▶ **EXERCISE REQUIREMENTS**
Copy each line that contains the string "React".

▶ **MATERIAL**
>> Start
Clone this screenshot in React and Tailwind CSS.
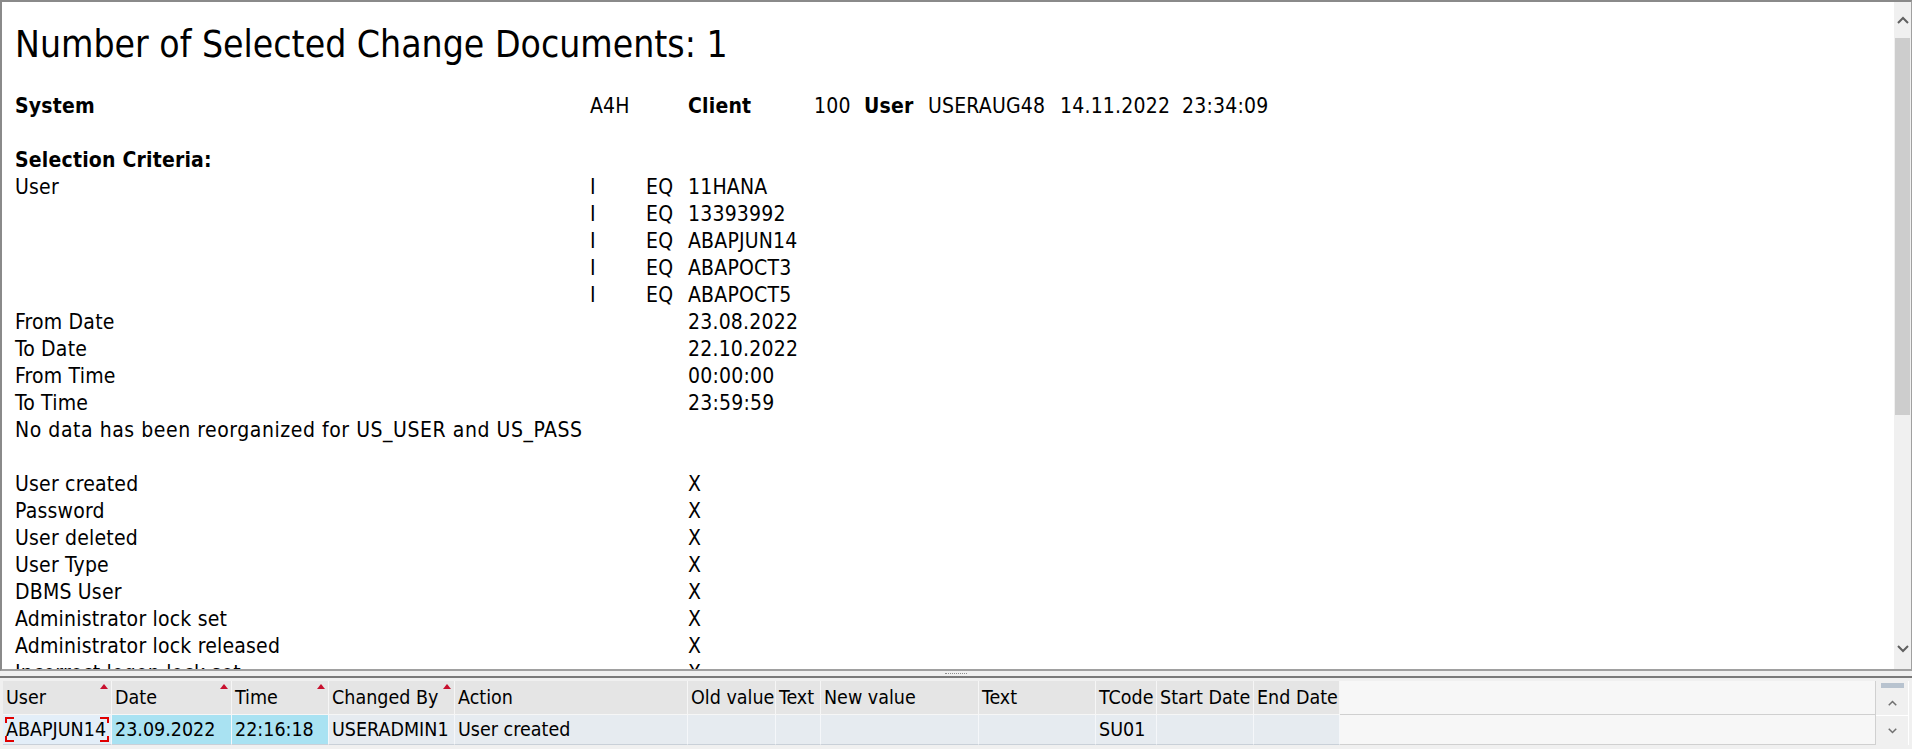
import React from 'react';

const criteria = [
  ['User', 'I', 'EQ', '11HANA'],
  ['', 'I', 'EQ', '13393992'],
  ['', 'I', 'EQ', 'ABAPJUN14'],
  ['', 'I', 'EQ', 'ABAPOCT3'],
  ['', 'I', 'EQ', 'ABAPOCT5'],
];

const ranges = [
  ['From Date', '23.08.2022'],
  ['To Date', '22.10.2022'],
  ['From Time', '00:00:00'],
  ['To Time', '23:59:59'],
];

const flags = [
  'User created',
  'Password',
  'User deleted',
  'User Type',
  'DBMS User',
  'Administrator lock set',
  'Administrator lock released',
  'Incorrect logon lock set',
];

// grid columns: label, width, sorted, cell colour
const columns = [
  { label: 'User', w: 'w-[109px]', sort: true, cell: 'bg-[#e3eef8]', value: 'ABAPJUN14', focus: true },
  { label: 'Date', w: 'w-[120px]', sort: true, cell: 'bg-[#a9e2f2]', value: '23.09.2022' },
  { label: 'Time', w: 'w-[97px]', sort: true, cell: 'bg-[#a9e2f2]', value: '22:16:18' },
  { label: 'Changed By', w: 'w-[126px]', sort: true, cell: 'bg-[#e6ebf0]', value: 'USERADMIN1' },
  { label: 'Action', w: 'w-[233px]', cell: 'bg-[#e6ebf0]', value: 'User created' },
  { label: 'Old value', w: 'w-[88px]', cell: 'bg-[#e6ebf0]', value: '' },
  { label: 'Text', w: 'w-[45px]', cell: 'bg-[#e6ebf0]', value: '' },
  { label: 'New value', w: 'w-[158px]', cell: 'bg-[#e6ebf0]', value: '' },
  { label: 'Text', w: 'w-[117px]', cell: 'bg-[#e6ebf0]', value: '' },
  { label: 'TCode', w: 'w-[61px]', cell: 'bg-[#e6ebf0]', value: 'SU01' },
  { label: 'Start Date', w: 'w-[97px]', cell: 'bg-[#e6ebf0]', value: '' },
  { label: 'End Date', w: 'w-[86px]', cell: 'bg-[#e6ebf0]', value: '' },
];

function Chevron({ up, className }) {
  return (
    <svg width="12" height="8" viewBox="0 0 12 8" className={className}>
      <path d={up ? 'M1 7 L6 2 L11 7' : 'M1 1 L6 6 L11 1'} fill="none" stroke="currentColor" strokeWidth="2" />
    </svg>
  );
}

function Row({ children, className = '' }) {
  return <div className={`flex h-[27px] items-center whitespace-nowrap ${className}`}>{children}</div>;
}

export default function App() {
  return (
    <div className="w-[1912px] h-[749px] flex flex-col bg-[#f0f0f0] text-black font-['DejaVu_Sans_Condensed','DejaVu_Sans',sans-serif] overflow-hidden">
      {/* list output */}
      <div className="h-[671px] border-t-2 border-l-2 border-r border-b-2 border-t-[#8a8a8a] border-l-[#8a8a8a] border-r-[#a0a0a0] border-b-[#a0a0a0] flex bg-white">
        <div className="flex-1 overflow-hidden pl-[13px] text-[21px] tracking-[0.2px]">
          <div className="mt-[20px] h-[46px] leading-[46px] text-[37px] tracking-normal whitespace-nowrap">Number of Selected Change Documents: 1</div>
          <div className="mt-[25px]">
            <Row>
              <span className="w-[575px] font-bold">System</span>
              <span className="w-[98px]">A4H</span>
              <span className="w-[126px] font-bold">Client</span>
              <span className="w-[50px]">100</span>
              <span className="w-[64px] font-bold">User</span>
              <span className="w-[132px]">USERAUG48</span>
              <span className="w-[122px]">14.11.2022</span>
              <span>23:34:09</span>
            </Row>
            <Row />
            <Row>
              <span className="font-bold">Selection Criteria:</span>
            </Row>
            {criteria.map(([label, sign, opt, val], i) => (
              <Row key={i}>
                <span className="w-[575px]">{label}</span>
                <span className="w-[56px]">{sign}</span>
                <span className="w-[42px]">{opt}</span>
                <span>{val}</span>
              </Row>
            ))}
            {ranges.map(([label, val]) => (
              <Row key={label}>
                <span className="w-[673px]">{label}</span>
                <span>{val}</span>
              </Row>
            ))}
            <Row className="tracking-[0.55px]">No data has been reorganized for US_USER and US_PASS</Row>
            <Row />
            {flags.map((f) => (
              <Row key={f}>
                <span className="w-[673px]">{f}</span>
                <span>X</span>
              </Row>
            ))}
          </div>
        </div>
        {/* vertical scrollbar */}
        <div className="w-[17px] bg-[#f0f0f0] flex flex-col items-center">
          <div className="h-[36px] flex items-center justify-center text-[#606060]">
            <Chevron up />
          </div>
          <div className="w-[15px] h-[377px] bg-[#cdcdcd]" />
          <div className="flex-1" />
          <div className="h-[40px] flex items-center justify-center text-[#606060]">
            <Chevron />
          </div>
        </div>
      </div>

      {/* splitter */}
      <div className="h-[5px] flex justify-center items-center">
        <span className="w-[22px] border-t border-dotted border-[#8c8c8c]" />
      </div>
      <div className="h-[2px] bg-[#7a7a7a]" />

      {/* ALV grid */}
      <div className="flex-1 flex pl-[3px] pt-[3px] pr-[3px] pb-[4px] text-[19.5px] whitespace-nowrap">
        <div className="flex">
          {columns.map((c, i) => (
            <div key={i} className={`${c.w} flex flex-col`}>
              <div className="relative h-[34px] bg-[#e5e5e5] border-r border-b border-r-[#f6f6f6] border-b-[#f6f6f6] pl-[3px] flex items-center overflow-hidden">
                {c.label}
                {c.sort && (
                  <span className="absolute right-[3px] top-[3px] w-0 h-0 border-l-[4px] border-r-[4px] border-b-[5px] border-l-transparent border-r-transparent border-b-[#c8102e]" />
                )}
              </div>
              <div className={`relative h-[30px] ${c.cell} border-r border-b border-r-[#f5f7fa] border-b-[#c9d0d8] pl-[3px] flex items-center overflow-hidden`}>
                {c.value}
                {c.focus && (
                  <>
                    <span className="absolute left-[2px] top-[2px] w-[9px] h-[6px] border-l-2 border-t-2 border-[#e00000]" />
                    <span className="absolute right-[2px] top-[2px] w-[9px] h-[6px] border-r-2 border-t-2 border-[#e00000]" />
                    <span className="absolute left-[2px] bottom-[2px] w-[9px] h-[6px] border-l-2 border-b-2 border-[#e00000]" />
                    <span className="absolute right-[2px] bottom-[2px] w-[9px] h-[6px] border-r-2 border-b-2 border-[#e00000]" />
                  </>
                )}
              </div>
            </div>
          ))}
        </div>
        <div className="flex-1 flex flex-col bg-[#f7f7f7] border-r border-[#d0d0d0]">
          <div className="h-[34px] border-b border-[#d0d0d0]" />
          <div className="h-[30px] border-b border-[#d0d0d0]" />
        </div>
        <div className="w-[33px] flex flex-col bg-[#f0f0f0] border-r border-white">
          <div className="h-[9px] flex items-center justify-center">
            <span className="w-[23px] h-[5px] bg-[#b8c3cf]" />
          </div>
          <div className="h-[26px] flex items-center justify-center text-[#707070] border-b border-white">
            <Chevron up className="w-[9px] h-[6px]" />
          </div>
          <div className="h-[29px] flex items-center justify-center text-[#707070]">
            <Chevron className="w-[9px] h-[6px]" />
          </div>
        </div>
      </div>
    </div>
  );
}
>> End
▶ **RESPONSE**
Clone this screenshot in React and Tailwind CSS.
import React from 'react';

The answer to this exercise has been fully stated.